Multilateral Investment Court
As corporate influence over public policy at every level of government grows ever greater, measures to hold corporations accountable have not kept pace. Around the world, investor-state dispute settlement (ISDS) is heralded as the epitome of this power imbalance. In the name of protecting investor rights, governments are being forced to pay foreign corporations for actions they take in service of the public interest, such as protecting human rights or preventing environmental harm.
In the face of intense and rising public opposition to ISDS throughout Europe and beyond, the European Commission has proposed the creation of a Multilateral Investment Court (MIC) as an alternative to including ISDS within bilateral investment agreements such as the Comprehensive Economic and Trade Agreement (CETA). Although the proposed court purports to address some of the problems of ISDS (such as providing for full-time tenured judges to address arbitrator bias), proposals to date suggest the Multilateral Investment Court is intended more to rebrand ISDS than to reform it. In fact, the creation of the court would further expand ISDS, entrench investor protections that sit outside and potentially supersede domestic legal and political processes, and perpetuate corporate impunity for human rights and environmental violations.

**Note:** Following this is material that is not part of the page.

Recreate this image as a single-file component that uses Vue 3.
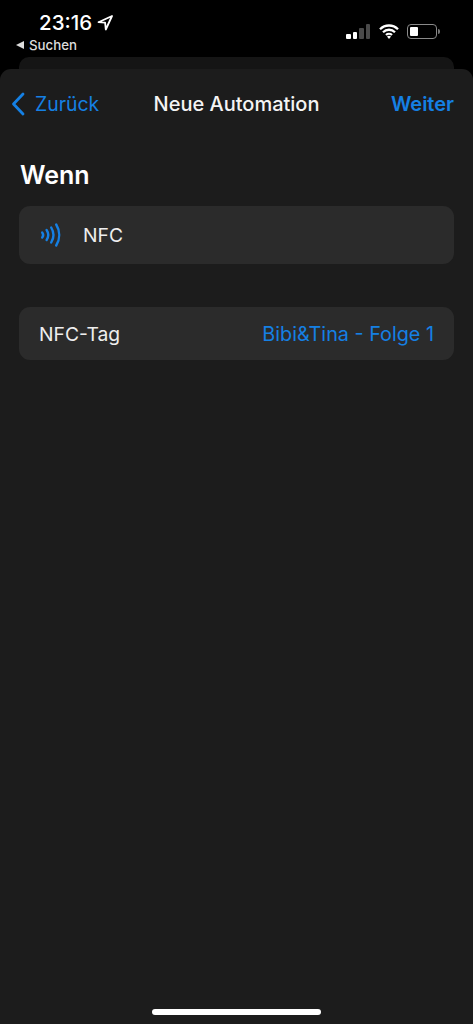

At the UN Commission for International Trade Law (UNCITRAL), governments have begun to identify problems with ISDS and propose solutions. The EU, Canada, and other states hope that this process will lead to the negotiation of the Multilateral Investment Court.
CIEL is working with other civil society organizations to prevent the creation of a Multilateral Investment Court that would further entrench this undemocratic ISDS scheme, undermine national democratic authority, and prioritize corporate profits above all else. To counter the imbalance between legal remedy for corporate investors (excessive recourse) and the communities that are negatively affected by corporate actions (no recourse), CIEL is working within the mechanisms of the United Nations to strengthen and enforce the human rights obligations of investors, including through the negotiation of a Transnational Corporate Accountability and Human Rights Treaty.